Do this: Copy out the whole listing exactly as written, leaving the pictures behind.
* start Material *
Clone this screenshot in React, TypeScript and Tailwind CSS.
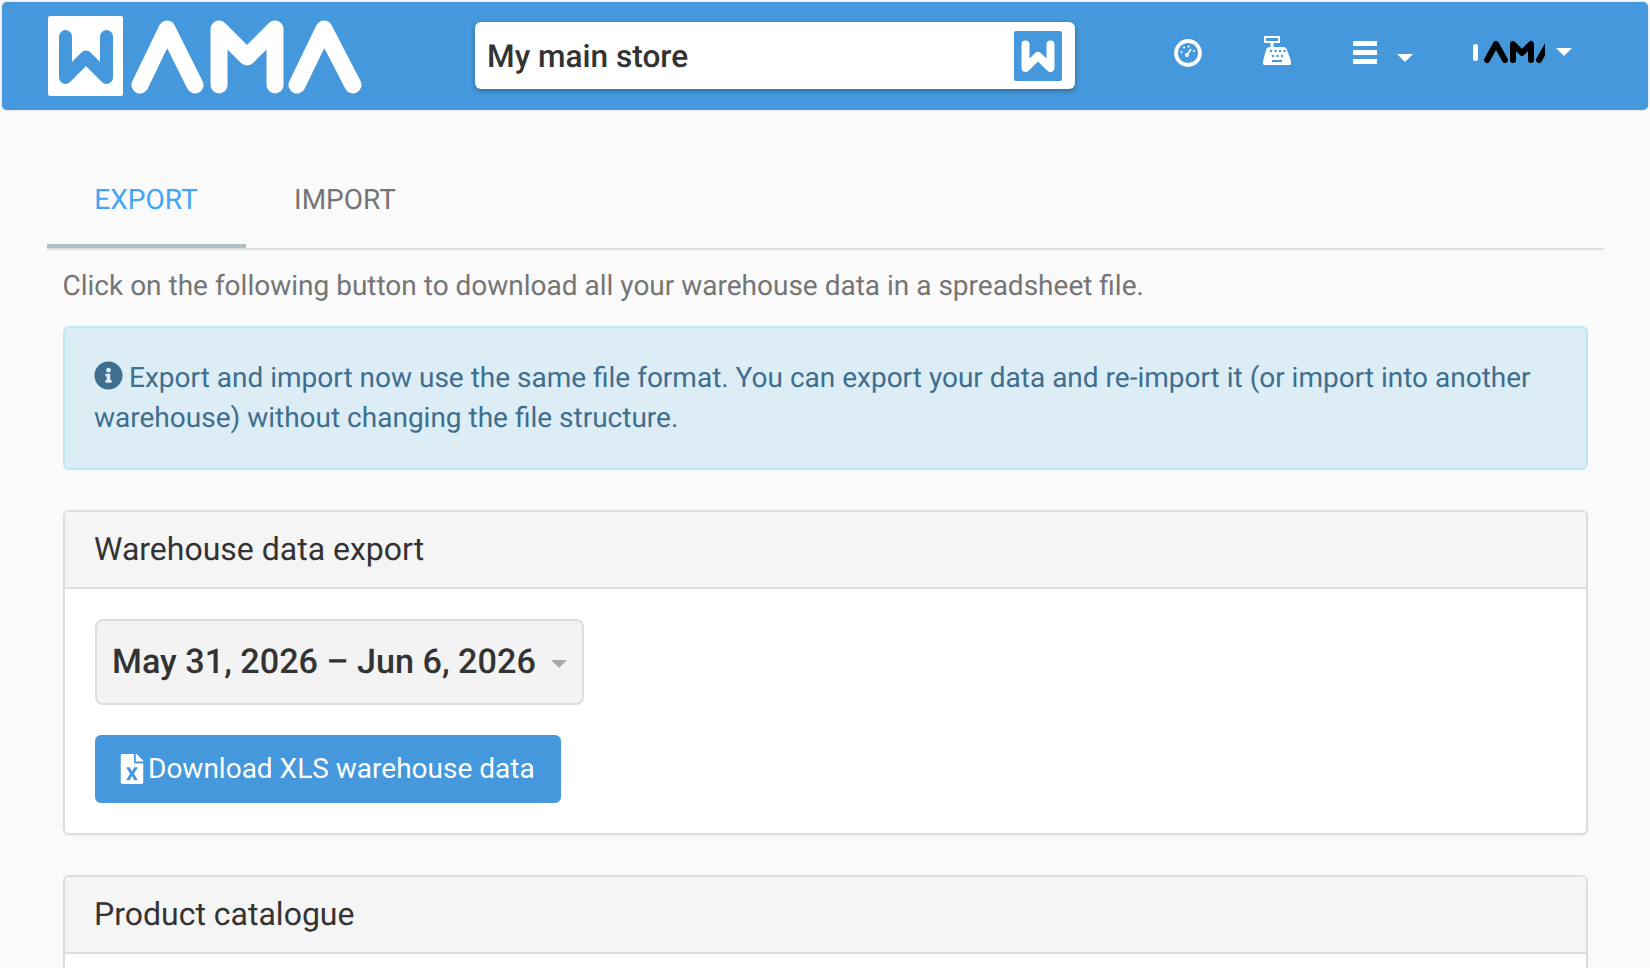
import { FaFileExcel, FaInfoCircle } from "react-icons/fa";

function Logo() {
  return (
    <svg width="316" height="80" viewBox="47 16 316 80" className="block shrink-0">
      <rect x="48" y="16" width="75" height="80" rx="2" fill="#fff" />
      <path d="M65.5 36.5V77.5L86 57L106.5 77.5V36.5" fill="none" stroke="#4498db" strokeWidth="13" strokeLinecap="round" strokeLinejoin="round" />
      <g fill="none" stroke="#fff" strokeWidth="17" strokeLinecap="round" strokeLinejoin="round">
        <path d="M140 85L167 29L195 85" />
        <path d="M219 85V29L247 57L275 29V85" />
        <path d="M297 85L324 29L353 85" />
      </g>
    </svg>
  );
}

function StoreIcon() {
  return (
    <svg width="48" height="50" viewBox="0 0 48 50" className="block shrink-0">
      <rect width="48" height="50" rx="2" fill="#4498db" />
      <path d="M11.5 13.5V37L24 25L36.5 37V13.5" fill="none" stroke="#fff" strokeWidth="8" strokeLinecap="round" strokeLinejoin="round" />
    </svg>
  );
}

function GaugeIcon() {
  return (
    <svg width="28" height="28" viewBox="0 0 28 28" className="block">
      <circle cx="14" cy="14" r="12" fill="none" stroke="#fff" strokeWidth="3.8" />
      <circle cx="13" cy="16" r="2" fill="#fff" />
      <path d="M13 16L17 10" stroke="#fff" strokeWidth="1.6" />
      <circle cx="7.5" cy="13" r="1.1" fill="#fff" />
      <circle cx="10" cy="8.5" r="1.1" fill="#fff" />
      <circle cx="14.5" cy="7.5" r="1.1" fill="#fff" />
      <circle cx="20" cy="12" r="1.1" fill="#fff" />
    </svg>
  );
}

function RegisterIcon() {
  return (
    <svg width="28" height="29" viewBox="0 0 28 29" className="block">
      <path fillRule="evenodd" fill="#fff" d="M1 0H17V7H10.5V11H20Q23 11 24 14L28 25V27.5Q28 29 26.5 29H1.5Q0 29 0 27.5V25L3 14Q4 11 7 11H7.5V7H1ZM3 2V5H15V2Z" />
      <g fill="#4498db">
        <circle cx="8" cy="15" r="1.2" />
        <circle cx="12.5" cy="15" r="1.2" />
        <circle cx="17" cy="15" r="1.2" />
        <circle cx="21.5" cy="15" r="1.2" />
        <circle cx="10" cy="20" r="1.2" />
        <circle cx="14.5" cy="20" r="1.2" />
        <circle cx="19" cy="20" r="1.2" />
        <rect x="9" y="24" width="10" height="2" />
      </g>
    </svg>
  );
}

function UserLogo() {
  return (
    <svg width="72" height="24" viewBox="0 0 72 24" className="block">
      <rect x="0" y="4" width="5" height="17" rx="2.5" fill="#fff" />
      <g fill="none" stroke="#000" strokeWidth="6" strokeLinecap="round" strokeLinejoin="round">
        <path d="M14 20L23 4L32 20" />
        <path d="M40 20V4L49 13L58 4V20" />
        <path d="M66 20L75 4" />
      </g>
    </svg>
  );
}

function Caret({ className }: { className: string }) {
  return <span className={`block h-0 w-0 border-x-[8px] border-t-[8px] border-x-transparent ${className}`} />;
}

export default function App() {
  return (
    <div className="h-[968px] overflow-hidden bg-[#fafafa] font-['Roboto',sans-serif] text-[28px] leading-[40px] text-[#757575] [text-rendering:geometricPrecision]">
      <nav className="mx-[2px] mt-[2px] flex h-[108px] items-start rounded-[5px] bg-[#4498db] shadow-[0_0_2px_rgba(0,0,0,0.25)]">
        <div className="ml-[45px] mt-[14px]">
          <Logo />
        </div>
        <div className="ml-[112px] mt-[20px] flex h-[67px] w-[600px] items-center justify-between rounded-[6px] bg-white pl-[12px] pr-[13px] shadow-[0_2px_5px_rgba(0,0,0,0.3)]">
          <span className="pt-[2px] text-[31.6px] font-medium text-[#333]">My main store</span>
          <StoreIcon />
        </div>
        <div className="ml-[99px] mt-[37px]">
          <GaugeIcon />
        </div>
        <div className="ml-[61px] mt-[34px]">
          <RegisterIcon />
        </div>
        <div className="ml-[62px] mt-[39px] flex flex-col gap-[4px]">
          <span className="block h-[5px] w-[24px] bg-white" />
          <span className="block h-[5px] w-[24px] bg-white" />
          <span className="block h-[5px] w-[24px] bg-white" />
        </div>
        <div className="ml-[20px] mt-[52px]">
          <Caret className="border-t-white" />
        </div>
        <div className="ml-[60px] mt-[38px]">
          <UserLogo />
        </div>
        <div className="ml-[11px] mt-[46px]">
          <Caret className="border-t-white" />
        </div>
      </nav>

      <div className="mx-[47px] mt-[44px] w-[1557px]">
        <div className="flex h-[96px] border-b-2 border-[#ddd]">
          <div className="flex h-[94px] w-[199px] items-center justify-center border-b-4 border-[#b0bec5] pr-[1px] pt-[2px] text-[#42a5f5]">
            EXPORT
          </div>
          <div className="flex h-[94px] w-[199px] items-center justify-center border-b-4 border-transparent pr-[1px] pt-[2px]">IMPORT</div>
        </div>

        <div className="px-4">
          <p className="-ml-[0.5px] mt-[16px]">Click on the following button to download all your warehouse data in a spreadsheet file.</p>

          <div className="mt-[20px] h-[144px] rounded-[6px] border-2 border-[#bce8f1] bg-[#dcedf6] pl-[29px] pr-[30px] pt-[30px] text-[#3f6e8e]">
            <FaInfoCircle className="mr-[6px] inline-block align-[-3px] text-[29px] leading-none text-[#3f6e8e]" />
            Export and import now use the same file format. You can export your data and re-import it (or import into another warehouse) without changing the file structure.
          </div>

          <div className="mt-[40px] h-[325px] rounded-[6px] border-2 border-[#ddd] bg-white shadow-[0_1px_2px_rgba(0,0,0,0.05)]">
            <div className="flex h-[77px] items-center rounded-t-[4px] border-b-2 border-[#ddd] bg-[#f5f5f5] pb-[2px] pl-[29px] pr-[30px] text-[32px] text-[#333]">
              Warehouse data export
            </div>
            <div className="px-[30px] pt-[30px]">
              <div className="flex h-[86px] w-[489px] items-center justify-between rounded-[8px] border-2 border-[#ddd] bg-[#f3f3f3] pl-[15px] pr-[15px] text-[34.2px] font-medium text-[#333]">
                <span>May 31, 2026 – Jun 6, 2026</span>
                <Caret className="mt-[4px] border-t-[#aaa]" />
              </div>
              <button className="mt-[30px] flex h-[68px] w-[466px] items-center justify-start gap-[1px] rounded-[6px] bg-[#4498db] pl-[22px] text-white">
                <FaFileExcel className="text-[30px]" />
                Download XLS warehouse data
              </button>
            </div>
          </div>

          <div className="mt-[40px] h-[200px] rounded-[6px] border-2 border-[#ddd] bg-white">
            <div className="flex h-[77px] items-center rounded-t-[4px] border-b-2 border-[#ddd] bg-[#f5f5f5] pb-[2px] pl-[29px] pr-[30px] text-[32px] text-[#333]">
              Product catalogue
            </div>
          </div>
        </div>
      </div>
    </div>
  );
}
* end Material *
Solution for this task:
Clone this screenshot in React, TypeScript and Tailwind CSS.
import { FaFileExcel, FaInfoCircle } from "react-icons/fa";

function Logo() {
  return (
    <svg width="316" height="80" viewBox="47 16 316 80" className="block shrink-0">
      <rect x="48" y="16" width="75" height="80" rx="2" fill="#fff" />
      <path d="M65.5 36.5V77.5L86 57L106.5 77.5V36.5" fill="none" stroke="#4498db" strokeWidth="13" strokeLinecap="round" strokeLinejoin="round" />
      <g fill="none" stroke="#fff" strokeWidth="17" strokeLinecap="round" strokeLinejoin="round">
        <path d="M140 85L167 29L195 85" />
        <path d="M219 85V29L247 57L275 29V85" />
        <path d="M297 85L324 29L353 85" />
      </g>
    </svg>
  );
}

function StoreIcon() {
  return (
    <svg width="48" height="50" viewBox="0 0 48 50" className="block shrink-0">
      <rect width="48" height="50" rx="2" fill="#4498db" />
      <path d="M11.5 13.5V37L24 25L36.5 37V13.5" fill="none" stroke="#fff" strokeWidth="8" strokeLinecap="round" strokeLinejoin="round" />
    </svg>
  );
}

function GaugeIcon() {
  return (
    <svg width="28" height="28" viewBox="0 0 28 28" className="block">
      <circle cx="14" cy="14" r="12" fill="none" stroke="#fff" strokeWidth="3.8" />
      <circle cx="13" cy="16" r="2" fill="#fff" />
      <path d="M13 16L17 10" stroke="#fff" strokeWidth="1.6" />
      <circle cx="7.5" cy="13" r="1.1" fill="#fff" />
      <circle cx="10" cy="8.5" r="1.1" fill="#fff" />
      <circle cx="14.5" cy="7.5" r="1.1" fill="#fff" />
      <circle cx="20" cy="12" r="1.1" fill="#fff" />
    </svg>
  );
}

function RegisterIcon() {
  return (
    <svg width="28" height="29" viewBox="0 0 28 29" className="block">
      <path fillRule="evenodd" fill="#fff" d="M1 0H17V7H10.5V11H20Q23 11 24 14L28 25V27.5Q28 29 26.5 29H1.5Q0 29 0 27.5V25L3 14Q4 11 7 11H7.5V7H1ZM3 2V5H15V2Z" />
      <g fill="#4498db">
        <circle cx="8" cy="15" r="1.2" />
        <circle cx="12.5" cy="15" r="1.2" />
        <circle cx="17" cy="15" r="1.2" />
        <circle cx="21.5" cy="15" r="1.2" />
        <circle cx="10" cy="20" r="1.2" />
        <circle cx="14.5" cy="20" r="1.2" />
        <circle cx="19" cy="20" r="1.2" />
        <rect x="9" y="24" width="10" height="2" />
      </g>
    </svg>
  );
}

function UserLogo() {
  return (
    <svg width="72" height="24" viewBox="0 0 72 24" className="block">
      <rect x="0" y="4" width="5" height="17" rx="2.5" fill="#fff" />
      <g fill="none" stroke="#000" strokeWidth="6" strokeLinecap="round" strokeLinejoin="round">
        <path d="M14 20L23 4L32 20" />
        <path d="M40 20V4L49 13L58 4V20" />
        <path d="M66 20L75 4" />
      </g>
    </svg>
  );
}

function Caret({ className }: { className: string }) {
  return <span className={`block h-0 w-0 border-x-[8px] border-t-[8px] border-x-transparent ${className}`} />;
}

export default function App() {
  return (
    <div className="h-[968px] overflow-hidden bg-[#fafafa] font-['Roboto',sans-serif] text-[28px] leading-[40px] text-[#757575] [text-rendering:geometricPrecision]">
      <nav className="mx-[2px] mt-[2px] flex h-[108px] items-start rounded-[5px] bg-[#4498db] shadow-[0_0_2px_rgba(0,0,0,0.25)]">
        <div className="ml-[45px] mt-[14px]">
          <Logo />
        </div>
        <div className="ml-[112px] mt-[20px] flex h-[67px] w-[600px] items-center justify-between rounded-[6px] bg-white pl-[12px] pr-[13px] shadow-[0_2px_5px_rgba(0,0,0,0.3)]">
          <span className="pt-[2px] text-[31.6px] font-medium text-[#333]">My main store</span>
          <StoreIcon />
        </div>
        <div className="ml-[99px] mt-[37px]">
          <GaugeIcon />
        </div>
        <div className="ml-[61px] mt-[34px]">
          <RegisterIcon />
        </div>
        <div className="ml-[62px] mt-[39px] flex flex-col gap-[4px]">
          <span className="block h-[5px] w-[24px] bg-white" />
          <span className="block h-[5px] w-[24px] bg-white" />
          <span className="block h-[5px] w-[24px] bg-white" />
        </div>
        <div className="ml-[20px] mt-[52px]">
          <Caret className="border-t-white" />
        </div>
        <div className="ml-[60px] mt-[38px]">
          <UserLogo />
        </div>
        <div className="ml-[11px] mt-[46px]">
          <Caret className="border-t-white" />
        </div>
      </nav>

      <div className="mx-[47px] mt-[44px] w-[1557px]">
        <div className="flex h-[96px] border-b-2 border-[#ddd]">
          <div className="flex h-[94px] w-[199px] items-center justify-center border-b-4 border-[#b0bec5] pr-[1px] pt-[2px] text-[#42a5f5]">
            EXPORT
          </div>
          <div className="flex h-[94px] w-[199px] items-center justify-center border-b-4 border-transparent pr-[1px] pt-[2px]">IMPORT</div>
        </div>

        <div className="px-4">
          <p className="-ml-[0.5px] mt-[16px]">Click on the following button to download all your warehouse data in a spreadsheet file.</p>

          <div className="mt-[20px] h-[144px] rounded-[6px] border-2 border-[#bce8f1] bg-[#dcedf6] pl-[29px] pr-[30px] pt-[30px] text-[#3f6e8e]">
            <FaInfoCircle className="mr-[6px] inline-block align-[-3px] text-[29px] leading-none text-[#3f6e8e]" />
            Export and import now use the same file format. You can export your data and re-import it (or import into another warehouse) without changing the file structure.
          </div>

          <div className="mt-[40px] h-[325px] rounded-[6px] border-2 border-[#ddd] bg-white shadow-[0_1px_2px_rgba(0,0,0,0.05)]">
            <div className="flex h-[77px] items-center rounded-t-[4px] border-b-2 border-[#ddd] bg-[#f5f5f5] pb-[2px] pl-[29px] pr-[30px] text-[32px] text-[#333]">
              Warehouse data export
            </div>
            <div className="px-[30px] pt-[30px]">
              <div className="flex h-[86px] w-[489px] items-center justify-between rounded-[8px] border-2 border-[#ddd] bg-[#f3f3f3] pl-[15px] pr-[15px] text-[34.2px] font-medium text-[#333]">
                <span>May 31, 2026 – Jun 6, 2026</span>
                <Caret className="mt-[4px] border-t-[#aaa]" />
              </div>
              <button className="mt-[30px] flex h-[68px] w-[466px] items-center justify-start gap-[1px] rounded-[6px] bg-[#4498db] pl-[22px] text-white">
                <FaFileExcel className="text-[30px]" />
                Download XLS warehouse data
              </button>
            </div>
          </div>

          <div className="mt-[40px] h-[200px] rounded-[6px] border-2 border-[#ddd] bg-white">
            <div className="flex h-[77px] items-center rounded-t-[4px] border-b-2 border-[#ddd] bg-[#f5f5f5] pb-[2px] pl-[29px] pr-[30px] text-[32px] text-[#333]">
              Product catalogue
            </div>
          </div>
        </div>
      </div>
    </div>
  );
}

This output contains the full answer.